British Rail stations in London were brought into the fare zones when the weekly, monthly and annual Capitalcard was introduced on 6 January 1985. The fare zones were also used for the off-peak One Day Capitalcard launched in June 1986. When the Capitalcard and Travelcard tickets were folded into a single Travelcard brand on 8 January 1989, the outer zones were renamed. 3a became zone 3, 3b became zone 4 and 3c became zone 5. Whereas 3a, 3b and 3c had been grouped as one zone for bus fares, only zones 4 and 5 were grouped after the change. Zone 3 was coloured yellow on maps to indicate this. Part of zone 5 was split off into a new zone 6 from 6 January 1991. The LT Card, valid only on London Transport services at all times of day and introduced on 12 May 1991, also used the fare zones.

==Principal fare zones==
All of Greater London is within the six principal fare zones numbered 1 to 6. Inner zone 1 forms a roughly circular area and covers central London. Each of five outer zones forms a concentric ring around it. Zones 4, 5 and 6 additionally extend into parts of Essex, Hertfordshire and Surrey. List of boroughs in each zone:

| Zone | Inner London | Outer London | Outside London |
|---|---|---|---|
| 1 | Central London: City of London, Camden, Hackney, Islington, Kensington & Chelsea, Lambeth, Southwark, Tower Hamlets, Wandsworth and Westminster |  |  |
| 2 | Camden, Hackney, Hammersmith & Fulham, Islington, Kensington & Chelsea, Lambeth, Lewisham, Newham, Southwark, Tower Hamlets, Wandsworth and Westminster | Brent, Ealing, Greenwich, Hounslow |  |
| 3 | Camden, Hackney, Haringey, Islington, Lambeth, Lewisham, Newham, Southwark, Wandsworth | Barnet, Brent, Bromley, Croydon, Ealing, Greenwich, Hounslow, Merton, Richmond upon Thames, Waltham Forest |  |
| 4 | Lewisham, Haringey, Newham | Barking and Dagenham, Barnet, Bexley, Brent, Bromley, Croydon, Ealing, Enfield, Greenwich, Hounslow, Kingston upon Thames, Merton, Redbridge, Richmond upon Thames, Sutton, Waltham Forest | Epping Forest (Essex) |
| 5 |  | Barking and Dagenham, Barnet, Bexley, Bromley, Croydon, Ealing, Enfield, Harrow, Hillingdon, Hounslow, Kingston upon Thames, Richmond upon Thames, Sutton, Waltham Forest | Epping Forest (Essex), Epsom and Ewell (Surrey) |
| 6 |  | Bexley, Bromley, Croydon, Enfield, Harrow, Havering, Hillingdon, Hounslow, Kingston upon Thames, Richmond upon Thames | Elmbridge (Surrey), Epping Forest (Essex), Epsom and Ewell (Surrey), Hertsmere (Hertfordshire), Reigate and Banstead (Surrey), Tandridge (Surrey), Three Rivers (Hertfordshire) |

==Ancillary zones==

For some services outside Greater London where fares are set by Transport for London, there are three additional zones 7, 8 and 9. They extend into Buckinghamshire, Essex and Hertfordshire to include most stations served by TfL services beyond zone 6. Some National Rail stations that are outside Greater London are also in these zones. Unlike zones 2–6, they do not form complete rings around London.

==Outside fare zones==

As of January 2013, there were eight National Rail stations outside the nine numbered fare zones, where Oyster card pay as you go is permitted and fares are set by the train operating companies. They are located in Essex and Hertfordshire, and are organised into additional areas B, C, G and W. On maps, these stations are shown as being outside fare zones 1–9, but within the 'special fares' Oyster pay as you go area.
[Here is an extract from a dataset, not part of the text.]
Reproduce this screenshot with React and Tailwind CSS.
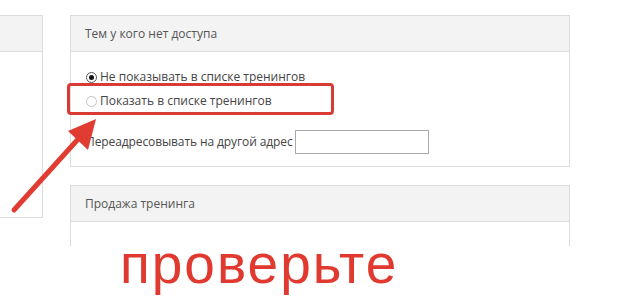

In January 2016, the Oyster and contactless system was extended to Gatwick Airport in Crawley, West Sussex, and the stations down that line (Horley, Salfords, Earlswood, Redhill and Merstham).

All stations accepting Oyster card but outside the publicised fare zones (except Stratford International) are put into unadvertised zones, which are numbered 9 to 14, for the purpose of calculating caps. In addition, there are stations which are further out accepting contactless payment cards but not Oyster cards. These stations do not have zonal fares and caps, with caps applied on the basis of individual stations, and categorised as zone 16 in the fare data.